Friday, March 25, 2016


He is risen!

He is risen indeed!

Yes, it's Easter time, a glorious season to remember and celebrate the resurrection of Jesus Christ. What a great thought: Jesus, Who is God the Son, the Second Person of the Trinity, died to pay the price for your sins and mine, then three days later, He rose again, so that by trusting Him as Lord and Savior, we can have eternal life and a day to day relationship with Him.  What's not to celebrate?

Not so fast, there, Skippy!

About this time every year, I start getting emails, seeing Facebook posts, and reading blog entries that try to dump cold water over my Easter enthusiasm. I'm not referring to skeptics or cultists who either try to deny the literal, bodily resurrection of Christ or who try to show that historic Christianity has it all wrong, but they alone have the truth. No, I'm talking about those self-professed paganism professors who not only know the detailed sinister origins of Easter, but can show you the insidiously evil function of every symbol traditionally associated with the holiday (and if they seem eerily familiar, it's because they also come out in December to let the air out of Christmas).

These folks, to various degrees, feel it is their duty to point out that eggs and rabbits were used in ancient fertility cults and therefore, should not be used by Christians. Even the holiday known as "Easter" is named after Ishtar (or variations thereof) and has nothing to do with Jesus, so churches that celebrate Easter are, in essence, denying the faith.

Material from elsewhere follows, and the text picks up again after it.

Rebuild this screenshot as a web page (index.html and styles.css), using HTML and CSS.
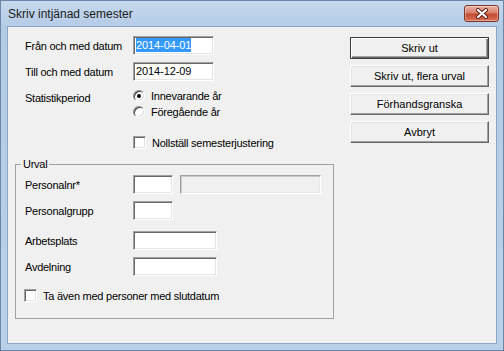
FILE: index.html
```html
<!DOCTYPE html>
<html lang="sv">
<head>
    <meta charset="UTF-8">
    <meta name="viewport" content="width=device-width, initial-scale=1.0">
    <title>Skriv intjänad semester</title>
    <link rel="stylesheet" href="styles.css">
</head>
<body>
    <div class="window">
        <div class="titlebar">
            <span class="title">Skriv intjänad semester</span>
            <button class="close" aria-label="Stäng">
                <svg width="14" height="11" viewBox="0 0 14 11">
                    <path d="M3 2 L11 9 M11 2 L3 9" stroke="#5a1a12" stroke-width="4" stroke-linecap="round"/>
                    <path d="M3 2 L11 9 M11 2 L3 9" stroke="#fff" stroke-width="2.2" stroke-linecap="round"/>
                </svg>
            </button>
        </div>

        <div class="client">
            <div class="form">
                <div class="row">
                    <span class="lbl">Från och med datum</span>
                    <div class="edit w-date"><span class="sel">2014-04-01</span></div>
                </div>
                <div class="row">
                    <span class="lbl">Till och med datum</span>
                    <div class="edit w-date">2014-12-09</div>
                </div>

                <div class="period">
                    <span class="lbl period-lbl">Statistikperiod</span>
                    <div class="radios">
                        <div class="opt"><span class="radio checked"></span>Innevarande år</div>
                        <div class="opt"><span class="radio"></span>Föregående år</div>
                    </div>
                </div>

                <div class="check-row reset">
                    <span class="check"></span>Nollställ semesterjustering
                </div>

                <fieldset class="group">
                    <legend>Urval</legend>
                    <div class="row">
                        <span class="lbl">Personalnr*</span>
                        <div class="edit w-small"></div>
                        <div class="edit disabled w-name"></div>
                    </div>
                    <div class="row">
                        <span class="lbl">Personalgrupp</span>
                        <div class="edit w-small"></div>
                    </div>
                    <div class="row spaced">
                        <span class="lbl">Arbetsplats</span>
                        <div class="edit w-place"></div>
                    </div>
                    <div class="row">
                        <span class="lbl">Avdelning</span>
                        <div class="edit w-place"></div>
                    </div>
                    <div class="check-row ended">
                        <span class="check"></span>Ta även med personer med slutdatum
                    </div>
                </fieldset>
            </div>

            <div class="buttons">
                <button class="btn default">Skriv ut</button>
                <button class="btn">Skriv ut, flera urval</button>
                <button class="btn">Förhandsgranska</button>
                <button class="btn">Avbryt</button>
            </div>
        </div>
    </div>
</body>
</html>
```

FILE: styles.css
```css
* {
    box-sizing: border-box;
}

body {
    margin: 0;
    font-family: 'Liberation Sans', Arial, sans-serif;
    font-size: 11px;
    letter-spacing: -0.25px;
    color: #000;
}

/* window frame */
.window {
    width: 504px;
    height: 351px;
    border: 1px solid #6a87a8;
    background: linear-gradient(180deg, #c6d9ee 0, #b4cbe6 26px, #bad0ea 100%);
    display: flex;
    flex-direction: column;
}

.titlebar {
    height: 25px;
    display: flex;
    align-items: center;
    padding: 0 4px 0 7px;
}

.title {
    flex: 1;
    font-size: 12px;
    letter-spacing: 0;
    color: #1b1b1b;
}

.close {
    width: 35px;
    height: 17px;
    padding: 0;
    border: 1px solid #80372a;
    border-radius: 3px;
    background: linear-gradient(180deg, #eab2a3 0, #d8806b 45%, #c54a32 55%, #d6745a 100%);
    box-shadow: inset 0 0 0 1px rgba(255,255,255,0.35);
    display: flex;
    align-items: center;
    justify-content: center;
}

.client {
    flex: 1;
    margin: 0 6px 6px;
    border: 1px solid #8ca6c6;
    background: #f0f0f0;
    display: flex;
    padding-top: 9px;
}

.form {
    width: 342px;
    padding-left: 17px;
}

/* rows */
.row {
    display: flex;
    align-items: center;
    height: 19px;
}

.row + .row {
    margin-top: 7px;
}

.row.spaced {
    margin-top: 11px;
}

.lbl {
    width: 108px;
    flex: none;
}

.edit {
    height: 19px;
    padding: 0 2px;
    line-height: 17px;
    background: #fff;
    border: 1px solid;
    border-color: #a0a0a0 #fff #fff #a0a0a0;
    box-shadow: inset 1px 1px #696969, inset -1px -1px #e3e3e3;
    font-size: 11px;
    letter-spacing: -0.1px;
}

.edit.disabled {
    background: #f0f0f0;
    box-shadow: inset 1px 1px #c8c8c8, inset -1px -1px #e8e8e8;
    margin-left: 7px;
}

.sel {
    background: #3399ff;
    color: #fff;
    padding: 1px 0;
}

.w-date { width: 81px; }
.w-small { width: 40px; }
.w-name { width: 141px; }
.w-place { width: 84px; }

/* radio group */
.period {
    display: flex;
    margin-top: 7px;
}

.period-lbl {
    padding-top: 3px;
    line-height: 14px;
}

.opt {
    height: 16px;
    display: flex;
    align-items: center;
    gap: 6px;
}

.radio {
    width: 12px;
    height: 12px;
    border-radius: 50%;
    background: #fff;
    border: 1px solid;
    border-color: #8a8a8a #fff #fff #8a8a8a;
    box-shadow: inset 1px 1px #404040, inset -1px -1px #d8d8d8;
    display: flex;
    align-items: center;
    justify-content: center;
}

.radio.checked::after {
    content: '';
    width: 4px;
    height: 4px;
    border-radius: 50%;
    background: #000;
}

/* checkboxes */
.check-row {
    display: flex;
    align-items: center;
    gap: 6px;
    height: 13px;
}

.check-row.reset {
    margin-top: 16px;
    padding-left: 108px;
}

.check-row.ended {
    margin-top: 13px;
    margin-left: -1px;
}

.check {
    width: 13px;
    height: 13px;
    background: #fff;
    border: 1px solid;
    border-color: #a0a0a0 #fff #fff #a0a0a0;
    box-shadow: inset 1px 1px #696969, inset -1px -1px #e3e3e3;
}

/* group box */
.group {
    margin: 8px 0 0 -10px;
    width: 319px;
    min-width: 0;
    border: 1px solid #a0a0a0;
    padding: 4px 9px 16px 9px;
}

.group legend {
    padding: 0 2px;
    margin-left: -4px;
    line-height: 14px;
}

/* buttons */
.buttons {
    width: 139px;
    padding-top: 1px;
    display: flex;
    flex-direction: column;
    gap: 6px;
}

.btn {
    height: 22px;
    width: 139px;
    padding: 0;
    font: inherit;
    color: #000;
    background: #f0f0f0;
    border: 1px solid;
    border-color: #fff #696969 #696969 #fff;
    box-shadow: inset -1px -1px #a0a0a0, inset 1px 1px #e3e3e3;
}

.btn.default {
    border-color: #3c3c3c;
    box-shadow: inset 1px 1px #fff, inset -1px -1px #696969, inset -2px -2px #a0a0a0;
}
```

I don't have the time or patience in this blog to specifically address the specific arguments against Easter eggs or anything else connected with it. I just want to leave a couple of thoughts (with the usual stipulations that the views expressed here are mine alone):

1. How is the hard-boiled egg that sat in my fridge the night before suddenly transformed into an instrument of paganism when I put some food-coloring on it? Doesn't that seem like an inordinate amount of power to give to something that will eventually be chopped up and put in a salad?  Using an egg does not mean I'm engaging in pagan rituals any more than saying, "It's Thursday" means I'm revering Thor, the god of thunder for whom the day is named (sorry Chris Hemsworth fans).

2. I know this stuff. I know about the eggs, Ishtar, bunnies, and the spring rituals. I'd venture a guess that most educated Christians have heard about all this. But when I get to the end of a rich, full Sunday of remembering and rejoicing in the resurrection of Christ and celebrating the life He gives, I'm not thinking about what ancient pagans did. It's not even on my radar. And while the unbeliever may not be contemplating the truth of Scripture while engaging in egg hunts or gathering with family for dinner, he is likely not thinking of paganism either.

I'm not trying to argue for or against Easter celebrations by Christians. . .or anyone else. I commemorate Jesus' triumph over death because He saved me and I love Him.  You can argue all you want about whether or not the organized Church should have "Christianized" a pagan festival, but the fact that, for millions of believers, Easter means the resurrection of Christ, I'd say the process was successful.

Agree or disagree, I welcome your comments, but be nice. If you want to "egg" me on, I might just delete your comment and that's no yolk!